In New York City, businessman Mitch Papadopolous is fired on his fortieth birthday. He returns to Sayreville, New Jersey, his hometown, to move back in with his mother, Sharon ("Jersey"). Mitch's best friend, Bart, suggests they reunite their old band, Juggernaut, and when Tygen Billows, their nemesis from high school, learns that Mitch has returned to Sayreville, he challenges Mitch to a rematch of the Battle of the Bands competition that Juggernaut won twenty years earlier.

Mitch is initially reluctant to reunite the band ("One of Those Guys"), but when Tygen threatens to foreclose on Sharon's and Bart's houses, Mitch agrees to enter the Battle of the Bands on the condition that if his band wins, Sharon and Bart will get to keep their houses. Mitch and Bart convince their old band-mates, Sully and Robbie, to get the band back together ("Gettin' the Band Back Together"), with the exception of Kenny, who died while playing a concert at an amusement park two years earlier ("Kenny's Hymn"). The band replaces Kenny with Ricky, a sixteen-year-old student from the local high school where Bart teaches math.

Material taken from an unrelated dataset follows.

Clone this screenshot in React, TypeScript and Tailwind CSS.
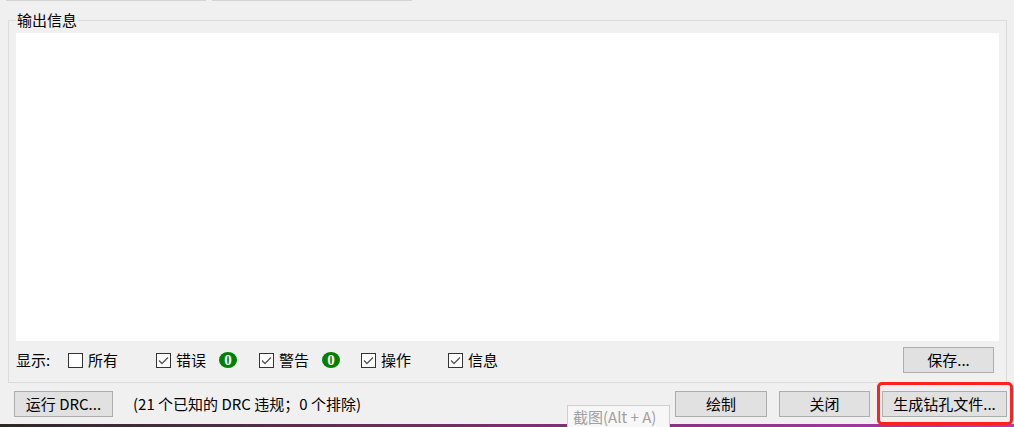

Juggernaut begins rehearsals, encouraged by Sharon, and book their first gig playing a Jewish wedding ("Hava Nagila"). Mitch begins talking to Dani, his ex from high school who is dating Tygen. Mitch and Tygen get into a fist fight at a bar, landing Juggernaut in jail ("Life Without Parole").

The band gets out of jail just in time for the Battle of the Bands, where Juggernaut performs their new song ("Do Over").

==Musical numbers==

- Act I
- "Jersey" - Mitch and Company
- "How Does Your Mouthfeel?" - Tygen and Mouthfeel
- "One of Those Guys" - Mitch and Company
- "Jersey" (Reprise) - Tygen and Mouthfeel
- "Gettin' the Band Back Together" - Mitch, Bart, Sully, Robbie and Company
- "Find the One" - Robbie, Juggernaut and Company
- "Best Day of My Life" - Mitch, Dani and Company
- "WWJD" - Sharon, Juggernaut and Company

- Act II
- "Hava Naglia" - Ricky, Billie and Company
- "Second Chances" - Nick
- "I Just Want Real" - Dani, Roxanne, Sharon, Tawney and Billie
- "Life Without Parole" - Sully and Company
- "Battle of Your Life" - Roxanne, Juggernaut, Mouthfeel and Company
- "Bart's Confession" - Bart
- "Best Band in the World" - Mouthfeel
- "One of Those Guys" (Reprise) - Mitch
- "Do Over" - Mitch and Company
- "Jersey" (Reprise) - Mitch and Company

==Original casts==

| Character | George Street Playhouse (2013) | Pre-Broadway Workshop (2014) | Broadway (2018) |
|---|---|---|---|
| Mitch Papadopolous | Mitchell Jarvis | Constantine Maroulis | Mitchell Jarvis |
| Bart Vickers | Jay Klaitz |  |  |
| Michael “Sully” Sullivan | Adam Monley |  | Paul Whitty |
| Rummesh "Robbie" Patel | Manu Narayan |  |  |
| Ritchie Lorenzo | Garth Kravitz |  |  |
| Tygen Billows | Brandon Williams |  |  |
| Sharon Papadopolous | Alison Fraser | Marilu Henner |  |
| Dani Franco | Michelle Duffy |  | Kelli Barrett |
| Roxanne Velasco | Deidre Goodwin | Natalie Venetia Belcon | Tamika Lawrence |
| Tawny Truebody | Emily McNamara |  | Becca Kötte |
| Ricky "Bling" Goldstein | Evan Daves |  | Sawyer Nunes |
| Billie Franco | Heather Braverman |  | Noa Solorio |

== Original cast recordings ==

An original cast recording of the George Street Playhouse production of Gettin' the Band Back Together was released on December 27, 2013.

=== Song list ===
- "Jersey" - Mitch, Bart, Sully, Robbie, Ensemble
- "One of Those Guys" - Mitch
- "Gettin' the Band Back Together" - Mitch, Bart, Sully, Robbie
- "Kenny's Hymn" - Mitch, Bart, Sully, Robbie
- "Hava Nagila" - Ricky, Ensemble
- "Life Without Parole" - Mitch, Bart, Sully, Robbie, Ricky, Drunk Guy
- "Bart's Confession" - Bart, Ensemble
- "Do Over" - Mitch, Bart, Sully, Robbie, Ricky

An original Broadway cast recording, produced by Sh-K-Boom Records, was recorded on August 22, 2018, and released on September 28, 2018.